Tuesday, December 10, 2013

Four for Four on Class Cert.

Williams v. Superior Court, No. B382577 (D2d8, as modified, Dec. 24, 2013)

For the fourth time in two months, the court of appeal reverses an order denying class certification in a wage and hour case where the plaintiff’s theory of liability was that the defendant maintained an unlawful overtime policy.

This is a wage and hour class action brought by Allstate’s auto insurance claim adjusters. It appears to be pretty much indistinguishable from last week’s Jones decision. It is brought on behalf of a similar class against Farmers’ Insurance, alleging that they were required to perform uncompensated work before the beginning of their paid workday. Although the trial court initially granted certification, it later decertified the class based on the U.S. Supreme Court’s decision in Wal-Mart Stores, Inc. v. Dukes, ___ U.S. ___ ; 131 S.Ct. 2541 (2011). The court of appeal, however, grants a writ reversing the decertification order.

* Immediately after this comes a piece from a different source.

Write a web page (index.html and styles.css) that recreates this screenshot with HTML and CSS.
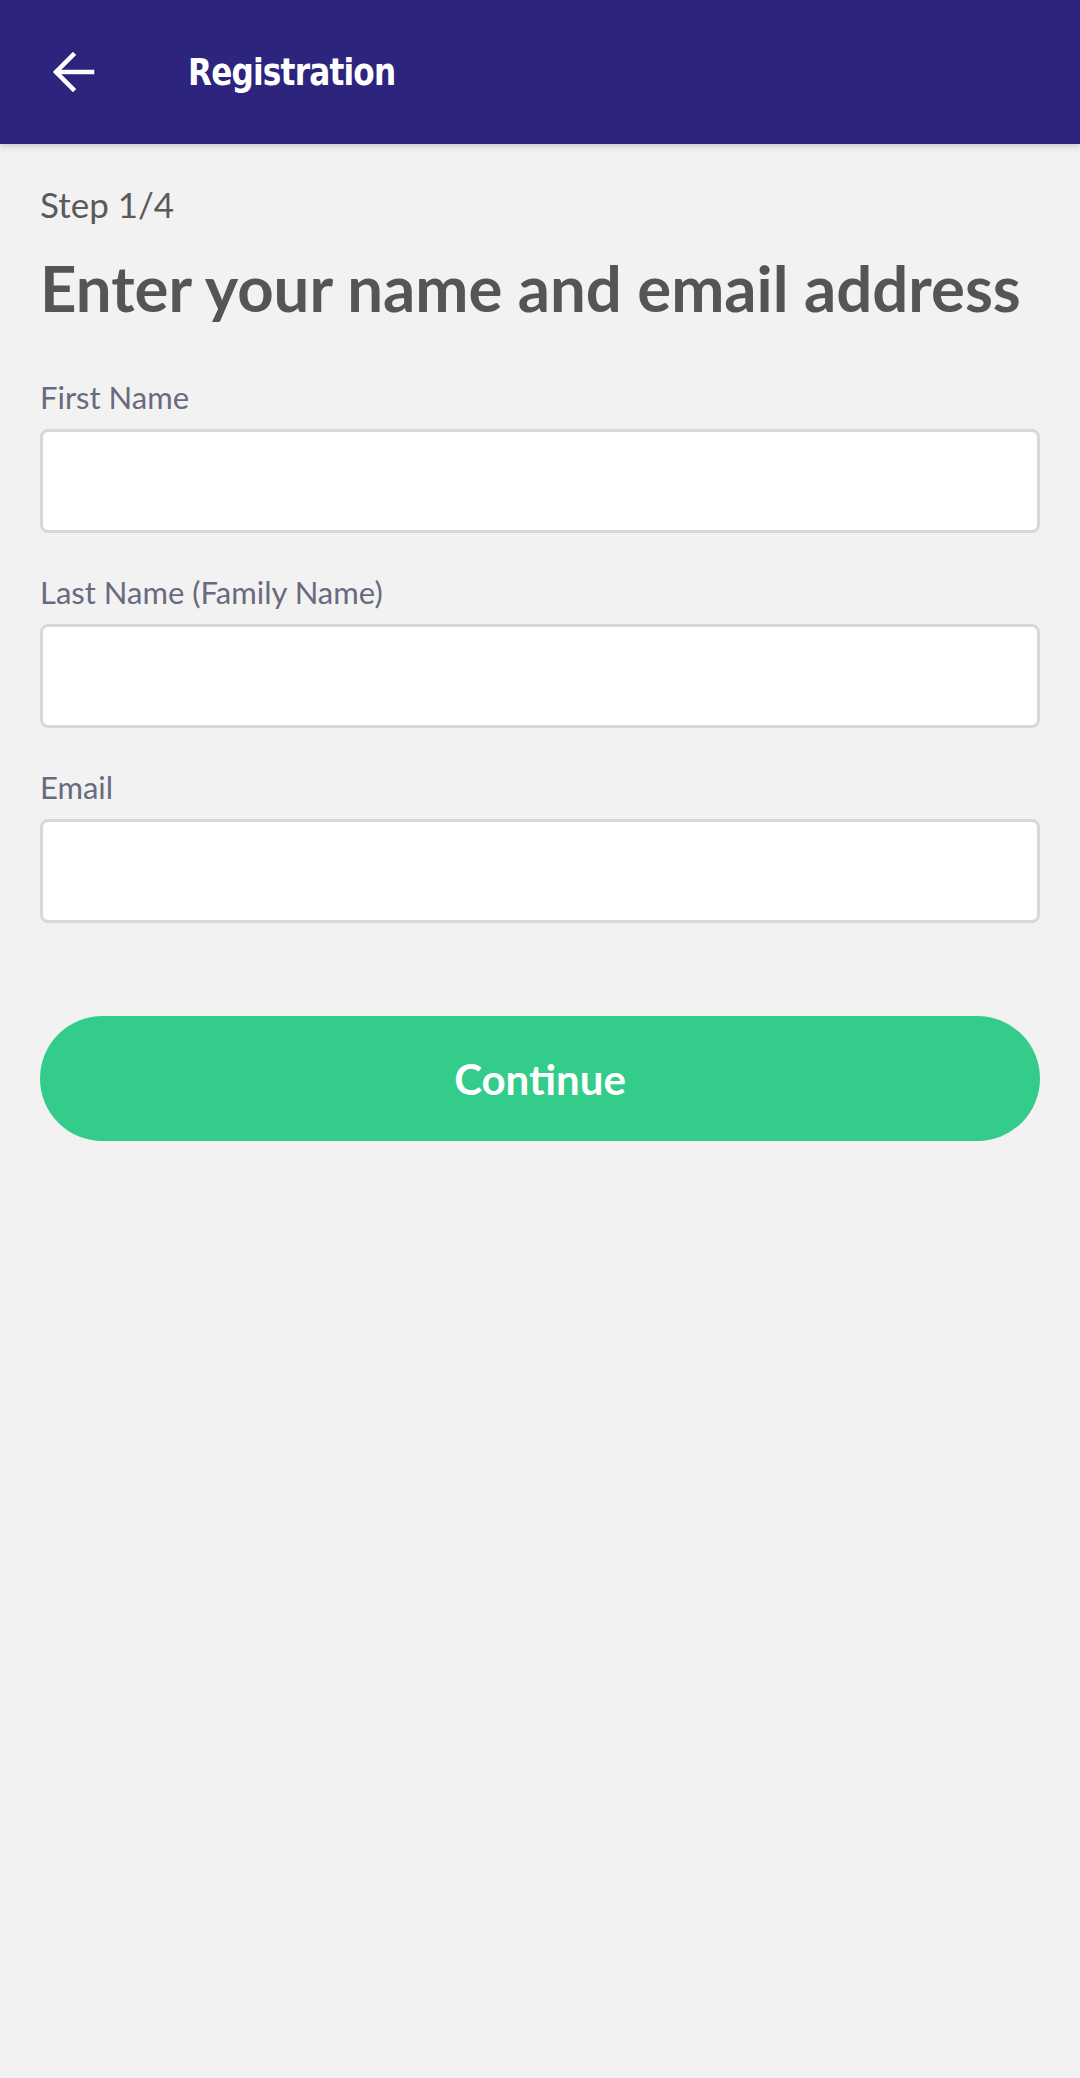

The court first notes that while Dukes was based on an improper certification of a Fed. R. Civ. P. 23(b)(2) class for injunctive relief, this case presented the analogue of a Fed. R. Civ. P. 23(b)(3) class that is, on its face, about the recovery of damages. So Dukes's concern about plaintiffs using the easier standard that applies to a (b)(2) class as a back-door to get certification of what was in many key respects a money damages class wasn't implicated. Further, the court points out that Dukes holding that class treatment was unmanageable was based on Ms. Dukes’s theory of liability, which was fundamentally concerned with Wal-Mart's lack of a uniformly enforced anti-discrimination policy. It was that lack of polciy that allegedly led to widespread gender discrimination by local managers who were afforded too much discretion in hiring and promotion. Here, in contrast, Williams’s theory is that Allstate affirmatively had a company-wide policy or practice of making auto adjusters work off the clock. So decertification was not compelled by the reasoning of Dukes.

Thus, just like the recently decided Martinez, Jones, and Benton cases, the court here holds that under the California Supreme Court’s decision in Brinker Restaurant Corp. v. Superior Court, 53 Cal. 4th 1004 (2012) the certification inquiry needs to focus on the plaintiff’s theory of liability. If that theory is grounded in a uniform unlawful policy, class treatment is appropriate. That's the case even if, like here, the existence of the alleged policy is vehemently denied by the defendant. The class certification question is not supposed to reach the merits. By ignoring the plaintiff’s policy theory, the trial court abused its discretion by applying improper criteria in deciding to decertify the class.

Writ granted, with order to vacate the decertification order and re-certify the class.